El bar del Carlos

El ciclista

11 noviembre 2022

Recuerdo que hace unos años, en Miravete de la Sierra, lanzaron una campaña que se titulaba «el pueblo donde nunca pasa nada». Hicieron unos muñacos de la gente que vivía, una docena, y salían hablando de sus cosas. Tuvo mucha repercusión, salió en la tele y, como dicen ahora, se «viralizó». Después de aquello sigue siendo uno de los lugares del Maestrazgo más desconocidos y, supongo, sigue sin pasar nada relevante. Y los posmodernos que hicieron la campaña desde las Barcelonas siguen haciendo sus cosas posmodernas.

Los jóvenes del pueblo siempre están con ese runrún. Para ellos Zaragoza es Puerto Venecia y, como suelen tener bien llena la faldriquera, se piensan que todo el monte es Jauja. No sé yo cuándo les harán espabilar sus padres. Desconozco la fecha y el psicólogo que les tendrá que gestionar sus frustraciones a base de hostias.

Bueno, pues resulta que estas pequeñas historias del Bar del Carlos son, un poquico, como ese lugar donde nunca pasa nada. Aunque las cosas que pasan pueden ser curiosas e importantes. Por ahora tampoco buscamos su «viralización», sino que las compartimos con ustedes, queridos lectores, para regozijo de nuestras almas bebedoras y pecadoras.

Un jueves cualquiera, que es día de autos, apareció un italiano con la bici. Resulta que enseguida contactó e hizo migas con los parroquianos.
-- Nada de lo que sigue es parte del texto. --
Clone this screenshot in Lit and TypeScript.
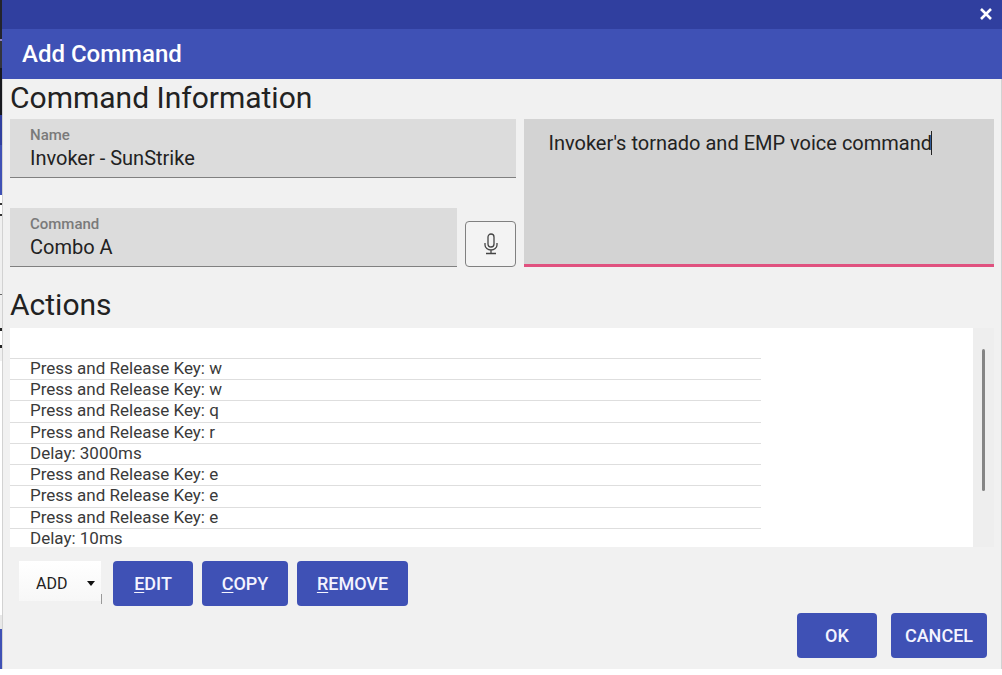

Uno le ofreció una cerveza, otro que si quería pedir un bocata al Calvario, que iban a llamar. Pagó como buen parroquiano y no quiso limosna. Iba de mochilero a Allepuz, a ganarse alguna perra en el bar ese fin de semana, que hacían lo de las jornadas de la despoblación. Enrico, aunque le acabamos llamando «co», nos contaba sus historias: sus vendimias por Francia, cuando le jodió las perras un catalán y, además, describía al milímetro su subida al temido Stelvio. Hicimos un curso acelerado de italiano y a la Pi la pusimos de mediadora porque es una zagala lista y resuelve cualquier malentendido. Enrico durmió en la carpa, que no eran horas para que durmiera al raso y además llovía. No hemos vuelto a saber de él. Lo imaginamos, con sus 27 años, llegando a Tarifa para echarle un casquete a su novia de 45. Le deseamos lo mejor.

Y aunque ya tenemos otra para contar, la vida sigue, el invierno mental llega pero el atmosférico no, y así vamos aún en manga corta, cenamos los jueves y hemos conseguido que algún día, el José, deje la guitarra tranquila. De cuando en vez han venido las profesoras del IES. Incluso un día cantaron como el que más en el momento guitarra. Son todas muy majas y, además, se quedan en el pueblo, que esas cosas dan vidilla. Que aquí todo funcionario o interino viene a currar y se pira a Zaragoza. Pero de eso, si eso, hablamos otro día.